I've dealt with a few non-titles vehicles over the years. Yep, it's a pain. I pretty much don't even bother anymore, other than for parts.

But, a few of you (and MORE than a few title agency clerks), seem to feel that there is no possible scenario by which one could legitimately come to be in possession of a title-less vehicle. And such people just never must deal with the lower echelons of society. Some lower echelon folks just aren't too bright. They'll 'legitimately' lose the title in a move from one low-rent apartment to another, or lose it when they move (or get thrown) out of their woman's apartment. Or, the owner will spend 90 days in the county lock-up and she throws all his stuff in the dumpster... Then, such a guy is generally leery of police or government agencies in general, so they'll not get a replacement.
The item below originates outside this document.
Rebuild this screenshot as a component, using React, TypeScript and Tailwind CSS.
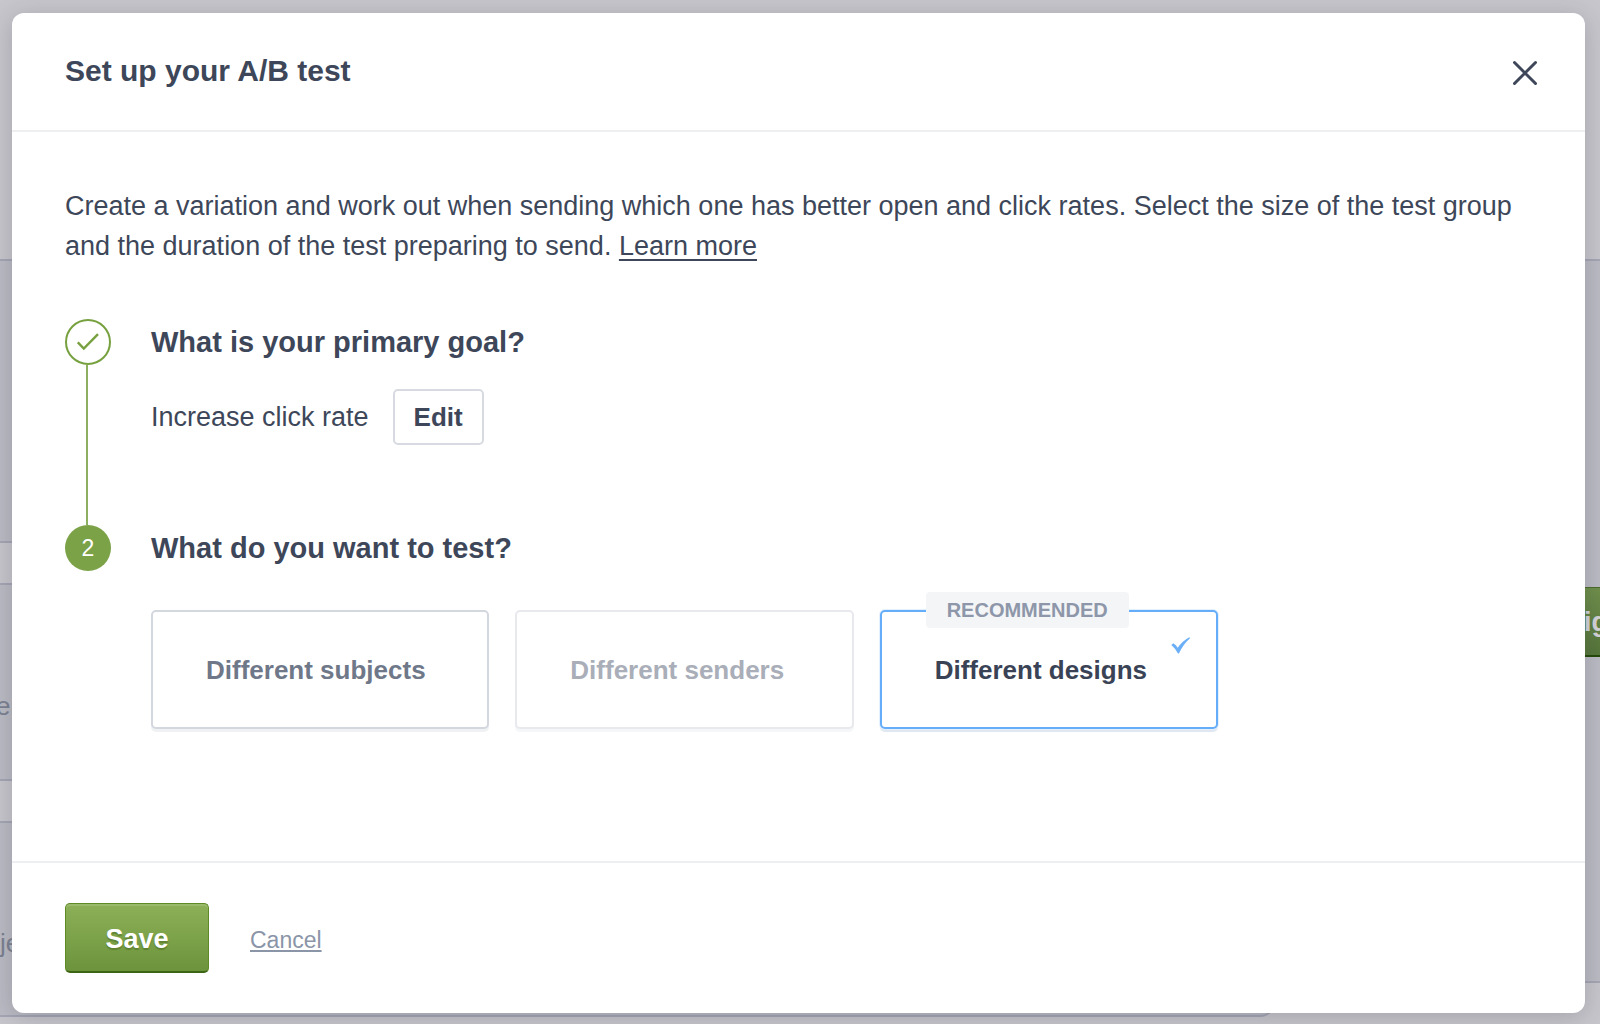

Then, the vehicle gets used to pay off some debt (legitimate or otherwise...) and the vehicle is on it's way to being title-less. Or the fellow, bumping along on the bottom rungs of the ladder has some work done to it (by perhaps a fellow who ALSO is bumping along the bottom rungs of the ladder), then can't pay it off (spent his paycheck somewhere else...). Or, makes some bad choices re: driving it with an expired tag cause he doesn't know how or is afraid to get title. And then, such owners can easily change locations and nearly completely vanish from local legal authorities. NATIONAL authorities, no, but local county agencies - sure.

And on and on...

SOMEHOW there should be a legitimate means of re-establishing a title for said vehicle, rather than consigning it forever to be just a parts machine.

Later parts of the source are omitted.